Dag shrugged. Gulped. Described, in as few words as he could manage, the trance-deep groundwork that had pulled Hod’s bone fragments, vessels, and nerves back into alignment and held them there so that they might begin healing. He was careful to call his ghost hand a ground projection, since that was the term Hoharie had so plainly preferred. He hoped the medicine maker would approve his techniques, if not his patient. He didn’t continue into the unexpected later consequences, although he did allow a plaintive note to leak into his voice when he described his wish for an anchoring partner.
“The Hickory Lake medicine maker knew you could do this sort of thing, and let you get away?” asked Verel.
Hoharie had seen Dag do much stranger magery than that, in Raintree. “Hoharie tried to recruit me. If she’d been willing to accept Fawn as my wife, and maybe as my spare hands, she might have succeeded. But she wasn’t. So we left.” Verel was regarding him covetously as well as charily, Dag realized at last. Would he take the hint? Between them, Dag and Fawn might add up to a medicine maker and a half, a valuable addition to a straitened camp.
Maybe, for Verel’s ground flicked out to touch Dag’s wedding cord, concealed from ordinary eyes by his rolled-down sleeve. “It seems just like a real cord,” he said doubtfully.
“It is.”
Verel was plainly itching to get Dag alone and ask how they’d woven it. Dag longed even more to take the medicine maker aside and squeeze out everything he knew about healing, groundlock, beguilement, and a hundred other complexities. But that wasn’t the reason the irate camp captain had tracked him here.
Amma Osprey said grimly, “The old ways have worked for better ’n a thousand years. Nothing lasts that long without good reason. Let farmers keep to farmers, and Lakewalkers to Lakewalkers, and we’ll all survive. Mixing things up is dangerous. Which is fine if it falls on your own fool head, but not so fine when it falls on someone else’s.” She gestured, inarguably, toward Verel’s bandaged hand.

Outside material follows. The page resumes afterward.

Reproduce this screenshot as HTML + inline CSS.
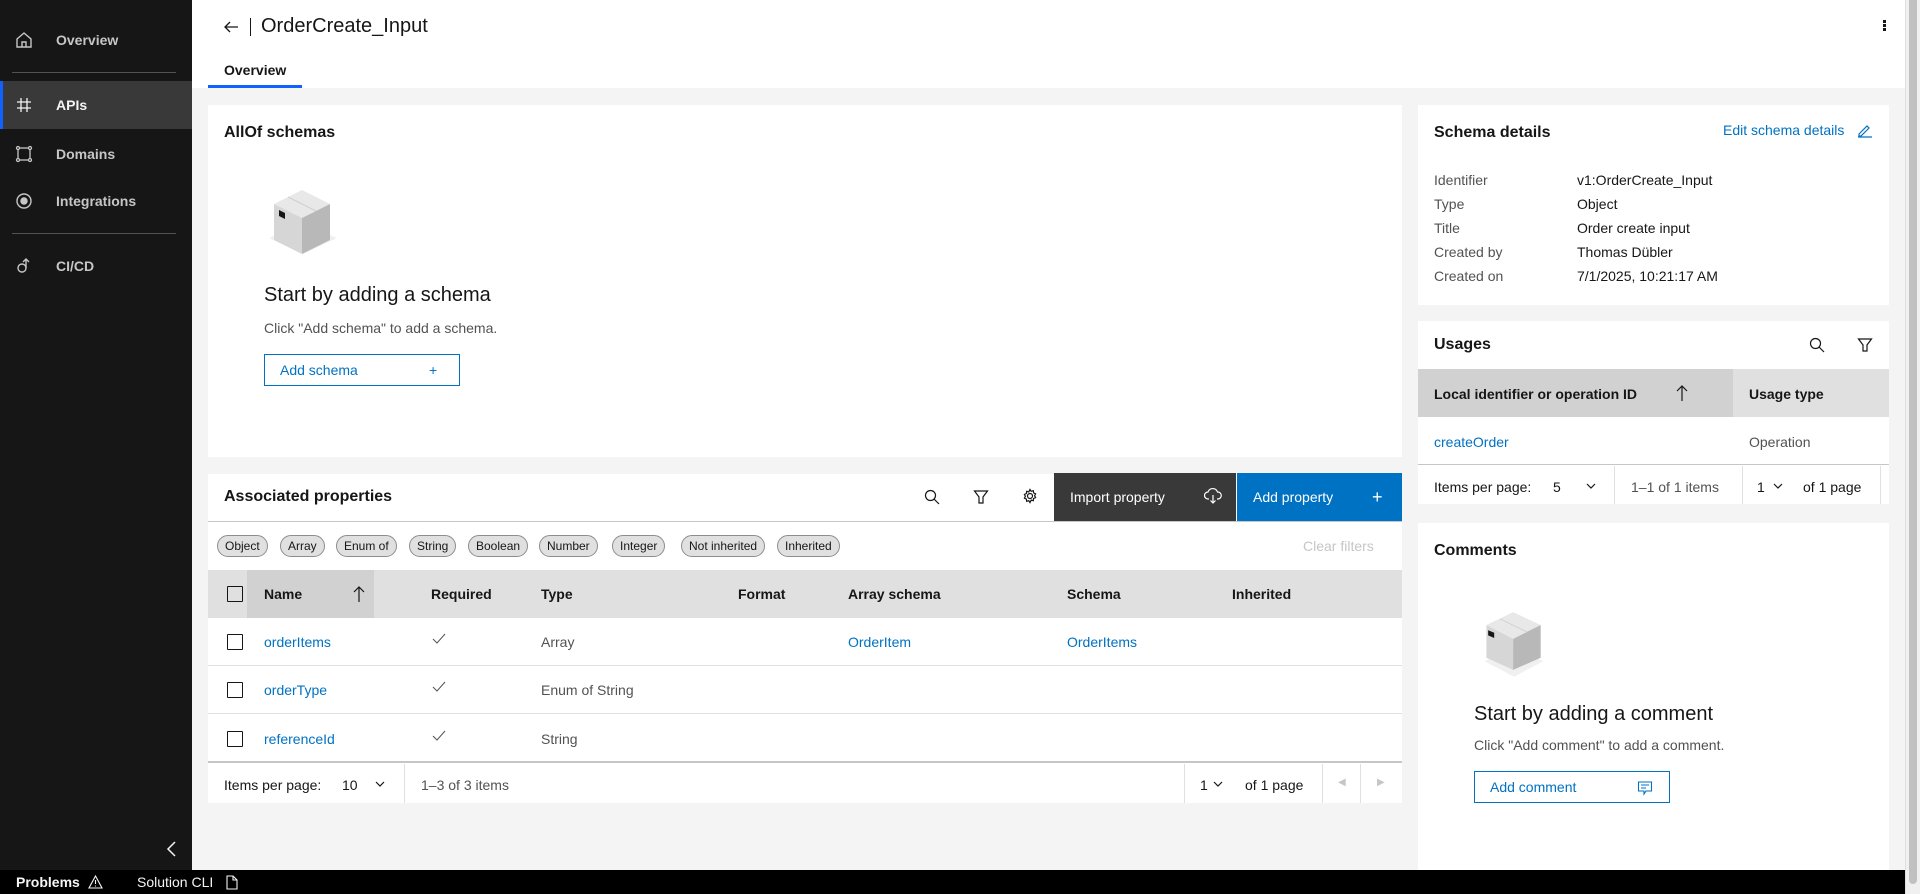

“Is that all you want?” Dag challenged. “For the problem to go somewhere else?”
She snorted. “If I tried to shoulder the troubles of the whole world, I’d go mad. And Pearl Riffle would be lost. I run Pearl Riffle patrol. My neighbor camps run their territories, and their neighbors do the same, all the way to the edge of the hinterland and on to the hinterlands beyond, and so we all get through. One by one and all together. I have to trust them; they have to trust me. Trust me not to go haring off after swamp gas, for one thing. So I’ll thank you, Dag No-camp, to keep yourself to yourself and not stir up these people worse in my territory.”
“I’ll be gone on the rise,” said Dag. He pointed to the windless sky, chilling gold-and-blue as the sun slanted. “Though I can’t control the rain.”
“That works for me,” said Amma Osprey. She stood abruptly, signaling an end to the talk. The other two rose as well, though their brows seemed wrinkled as much in troubled thought as in irritation.